En un sentido se puede hablar de la “pura gratuidad de la gracia de la salvación” (Catecismo, números 1250 y 2728) ya que la primera gracia, raíz de todas las demás, no podemos merecerla.

Pero en otro sentido el hombre tiene méritos o deméritos, según coopere o corresponda a la gracia o no.

“Dios ha dispuesto libremente asociar al hombre a la obra de su gracia (…) los méritos de las obras buenas deben atribuirse a la gracia de Dios en primer lugar, y al fiel, seguidamente” (Nº 2008)

Esos méritos nos hacen “dignos de obtener “la herencia prometida de la vida eterna” (Cc. de Trento: DS 1546)” “Los méritos de nuestras buenas obras son dones de la bondad divina” (cf. Cc. De Trento: DS 1548) (Catecismo nº 2009)

“Los santos han tenido siempre una conciencia viva de que sus méritos eran pura gracia” (Nº 2011).

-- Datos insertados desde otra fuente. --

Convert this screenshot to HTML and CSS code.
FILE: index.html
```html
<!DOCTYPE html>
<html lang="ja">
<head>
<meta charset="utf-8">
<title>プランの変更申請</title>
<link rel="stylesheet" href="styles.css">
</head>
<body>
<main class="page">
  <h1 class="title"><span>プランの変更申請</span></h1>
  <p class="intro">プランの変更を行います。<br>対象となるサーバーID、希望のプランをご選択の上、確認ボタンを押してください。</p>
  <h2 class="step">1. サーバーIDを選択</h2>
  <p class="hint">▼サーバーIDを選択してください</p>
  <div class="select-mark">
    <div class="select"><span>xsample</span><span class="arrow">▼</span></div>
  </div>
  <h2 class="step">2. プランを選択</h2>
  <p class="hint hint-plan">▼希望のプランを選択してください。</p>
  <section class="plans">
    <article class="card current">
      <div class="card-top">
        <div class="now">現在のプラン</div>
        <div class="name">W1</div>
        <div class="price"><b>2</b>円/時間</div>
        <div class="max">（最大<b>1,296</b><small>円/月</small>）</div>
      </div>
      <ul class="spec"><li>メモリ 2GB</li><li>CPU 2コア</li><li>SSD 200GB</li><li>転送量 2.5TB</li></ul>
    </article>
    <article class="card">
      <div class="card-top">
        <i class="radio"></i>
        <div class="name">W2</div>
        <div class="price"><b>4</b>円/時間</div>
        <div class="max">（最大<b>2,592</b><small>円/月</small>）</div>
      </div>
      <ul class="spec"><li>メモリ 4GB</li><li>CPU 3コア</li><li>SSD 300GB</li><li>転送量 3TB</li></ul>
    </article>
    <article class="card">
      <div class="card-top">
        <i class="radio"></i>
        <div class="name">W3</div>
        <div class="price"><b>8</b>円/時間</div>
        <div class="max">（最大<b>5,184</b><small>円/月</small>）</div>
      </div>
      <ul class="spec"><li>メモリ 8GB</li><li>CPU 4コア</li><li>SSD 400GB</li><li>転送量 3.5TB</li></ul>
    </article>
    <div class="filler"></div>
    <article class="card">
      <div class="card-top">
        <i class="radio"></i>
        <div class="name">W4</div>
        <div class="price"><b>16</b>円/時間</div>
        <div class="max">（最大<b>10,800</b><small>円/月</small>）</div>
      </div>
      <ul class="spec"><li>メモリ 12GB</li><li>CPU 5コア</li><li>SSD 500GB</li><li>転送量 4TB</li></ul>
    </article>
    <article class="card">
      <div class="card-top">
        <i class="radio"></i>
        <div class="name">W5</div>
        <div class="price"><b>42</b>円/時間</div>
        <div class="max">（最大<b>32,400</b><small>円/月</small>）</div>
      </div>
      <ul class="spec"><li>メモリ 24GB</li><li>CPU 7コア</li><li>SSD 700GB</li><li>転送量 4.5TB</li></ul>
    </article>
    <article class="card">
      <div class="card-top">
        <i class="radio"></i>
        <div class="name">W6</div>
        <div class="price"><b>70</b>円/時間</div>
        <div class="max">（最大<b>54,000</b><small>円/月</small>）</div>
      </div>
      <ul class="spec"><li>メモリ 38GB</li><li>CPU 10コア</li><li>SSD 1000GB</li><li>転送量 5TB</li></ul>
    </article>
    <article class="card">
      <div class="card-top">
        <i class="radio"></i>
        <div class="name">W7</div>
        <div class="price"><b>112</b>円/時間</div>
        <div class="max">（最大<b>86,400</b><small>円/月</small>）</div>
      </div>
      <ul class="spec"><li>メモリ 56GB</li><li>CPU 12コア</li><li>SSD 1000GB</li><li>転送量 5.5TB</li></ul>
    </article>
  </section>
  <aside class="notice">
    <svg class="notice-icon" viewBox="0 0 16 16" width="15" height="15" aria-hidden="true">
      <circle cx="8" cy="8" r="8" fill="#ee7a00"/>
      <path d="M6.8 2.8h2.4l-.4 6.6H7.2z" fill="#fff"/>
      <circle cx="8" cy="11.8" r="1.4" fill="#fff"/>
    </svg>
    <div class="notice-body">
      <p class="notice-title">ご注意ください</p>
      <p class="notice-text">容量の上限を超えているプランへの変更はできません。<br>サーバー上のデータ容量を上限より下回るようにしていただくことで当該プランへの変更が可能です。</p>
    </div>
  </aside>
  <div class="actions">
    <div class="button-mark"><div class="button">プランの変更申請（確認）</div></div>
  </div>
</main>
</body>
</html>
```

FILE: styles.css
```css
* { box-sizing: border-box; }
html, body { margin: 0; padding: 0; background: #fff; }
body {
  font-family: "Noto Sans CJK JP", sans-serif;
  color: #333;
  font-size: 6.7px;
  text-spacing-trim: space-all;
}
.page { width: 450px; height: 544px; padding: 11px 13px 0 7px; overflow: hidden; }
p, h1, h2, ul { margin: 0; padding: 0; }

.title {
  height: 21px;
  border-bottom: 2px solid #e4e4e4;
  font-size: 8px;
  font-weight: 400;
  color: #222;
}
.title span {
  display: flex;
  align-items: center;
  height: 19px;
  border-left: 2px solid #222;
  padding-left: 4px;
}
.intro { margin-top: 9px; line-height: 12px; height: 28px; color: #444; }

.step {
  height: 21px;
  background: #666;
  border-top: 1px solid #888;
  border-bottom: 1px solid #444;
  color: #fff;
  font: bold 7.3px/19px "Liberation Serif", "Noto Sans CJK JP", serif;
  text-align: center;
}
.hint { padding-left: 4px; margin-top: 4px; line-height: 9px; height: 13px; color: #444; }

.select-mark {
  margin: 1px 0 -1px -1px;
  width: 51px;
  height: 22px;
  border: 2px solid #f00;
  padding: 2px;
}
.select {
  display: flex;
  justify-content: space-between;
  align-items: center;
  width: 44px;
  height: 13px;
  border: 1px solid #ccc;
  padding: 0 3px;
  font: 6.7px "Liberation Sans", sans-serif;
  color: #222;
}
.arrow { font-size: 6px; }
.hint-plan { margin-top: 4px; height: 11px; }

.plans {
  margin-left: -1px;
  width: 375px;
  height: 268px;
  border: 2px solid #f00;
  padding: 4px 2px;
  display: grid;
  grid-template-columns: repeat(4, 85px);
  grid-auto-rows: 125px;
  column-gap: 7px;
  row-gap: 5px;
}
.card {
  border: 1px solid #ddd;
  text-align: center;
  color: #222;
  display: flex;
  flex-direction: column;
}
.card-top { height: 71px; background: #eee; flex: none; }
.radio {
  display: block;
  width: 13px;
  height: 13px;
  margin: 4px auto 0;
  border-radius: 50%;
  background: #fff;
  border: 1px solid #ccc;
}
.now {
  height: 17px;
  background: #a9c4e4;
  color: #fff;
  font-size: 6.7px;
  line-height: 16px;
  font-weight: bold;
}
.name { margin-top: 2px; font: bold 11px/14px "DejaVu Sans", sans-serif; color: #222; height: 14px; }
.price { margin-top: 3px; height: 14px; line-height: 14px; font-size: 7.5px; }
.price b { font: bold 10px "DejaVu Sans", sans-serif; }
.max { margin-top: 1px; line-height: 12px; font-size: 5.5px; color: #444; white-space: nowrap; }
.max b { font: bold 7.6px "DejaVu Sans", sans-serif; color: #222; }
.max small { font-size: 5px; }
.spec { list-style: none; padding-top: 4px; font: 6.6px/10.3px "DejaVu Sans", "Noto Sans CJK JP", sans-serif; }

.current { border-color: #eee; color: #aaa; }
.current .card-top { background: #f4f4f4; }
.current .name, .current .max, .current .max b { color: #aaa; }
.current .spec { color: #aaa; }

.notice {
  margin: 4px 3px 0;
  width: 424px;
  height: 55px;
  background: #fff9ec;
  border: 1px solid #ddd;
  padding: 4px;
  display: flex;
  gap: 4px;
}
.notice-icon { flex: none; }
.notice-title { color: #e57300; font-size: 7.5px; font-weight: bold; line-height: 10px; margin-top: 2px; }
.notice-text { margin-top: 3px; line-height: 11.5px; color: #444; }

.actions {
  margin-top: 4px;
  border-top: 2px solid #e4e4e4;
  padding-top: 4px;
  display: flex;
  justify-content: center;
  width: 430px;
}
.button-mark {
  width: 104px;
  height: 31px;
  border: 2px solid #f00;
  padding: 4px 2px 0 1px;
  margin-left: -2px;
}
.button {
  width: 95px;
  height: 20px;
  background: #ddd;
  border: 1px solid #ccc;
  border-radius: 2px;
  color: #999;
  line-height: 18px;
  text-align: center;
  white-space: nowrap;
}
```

Pero también es precisa nuestra cooperación con la gracia: ”los hijos de nuestra madre la Iglesia esperan justamente la gracia de la perseverancia final y de la recompensa de Dios, su Padre, por las obras buenas realizadas con su gracia en comunión con Jesús” (cf. Cc. De Trento: DS: 1576) (Catecismo 2016)

Se dice: “Dios nos salva gratuitamente”. Ya se aprecia cómo en un sentido es cierto y en otro no. “Dios que te ha creado sin ti no te salvará sin ti” (San Agustín). Se requiere nuestra libre cooperación a la gracia, sin esa cooperación no nos salvamos.

Alguno puede pensar que lo que recoge el Catecismo es del concilio de Trento, muy antiguo. Pero en el propio Vaticano II leemos, Lumen Gentium nº 14:

“Pues quienes ignorando sin culpa el Evangelio de Cristo y su Iglesia, buscan, no obstante, a Dios con un corazón sincero y se esfuerzan, bajo el influjo de la gracia, en cumplir con obras su voluntad, conocida mediante el juicio de la conciencia, pueden conseguir la salvación eterna”. “No se salva, sin embargo, aunque esté incorporado a la Iglesia, quien, no perseverando en la caridad (el amor) permanece en el seno de la Iglesia en cuerpo, mas no en corazón. Pero no olviden todos los hijos de la Iglesia que su excelente condición no deben atribuirla a los méritos propios, sino a una gracia singular de Cristo, a la que, si no responden con pensamiento, palabra y obra, lejos de salvarse, serán juzgados con mayor severidad” (Lumen Gentium, nº 14).

Aquí queda clara la necesidad de perseverar en el amor con obras para que el católico se salve.

A veces se presentan estas opiniones erradas que comentamos con un canto al amor de Dios, de un Dios cuyo amor sería incondicional. Y se desliza la idea de que hagamos lo que hagamos ya estamos salvados.   No discuto que el camino mejor es el camino del amor. Pero el hombre no es un ángel.  A veces su debilidad le hace poco visible el camino del amor. Y, en el Evangelio, Jesús se adapta con pedagogía divina a esta fragilidad humana, hablando repetidas veces de premios y castigos. Sí: nos invita a buscar premios: “haceos un tesoro en el Cielo, donde el ladrón no entra ni la polilla roe”.

Los santos – San Alfonso María de Ligorio o San Ignacio de Loyola – nos dicen que el temor puede ser saludable si nuestra debilidad nos induce a pecar. Dice S. Ignacio: Si por mi miseria el amor no me bastara, a lo menos que el temor a las penas me impida pecar (libro de los Ejercicios).

También se afirma: “no somos nosotros los que obtenemos la salvación por medio de nuestras obras”. En el sentido de que todo es regalo divino puede ser cierto. Pero Dios quiere que nuestra colaboración con buenas obras sea requisito, nos obtenga –siempre con su gracia— nuestra salvación.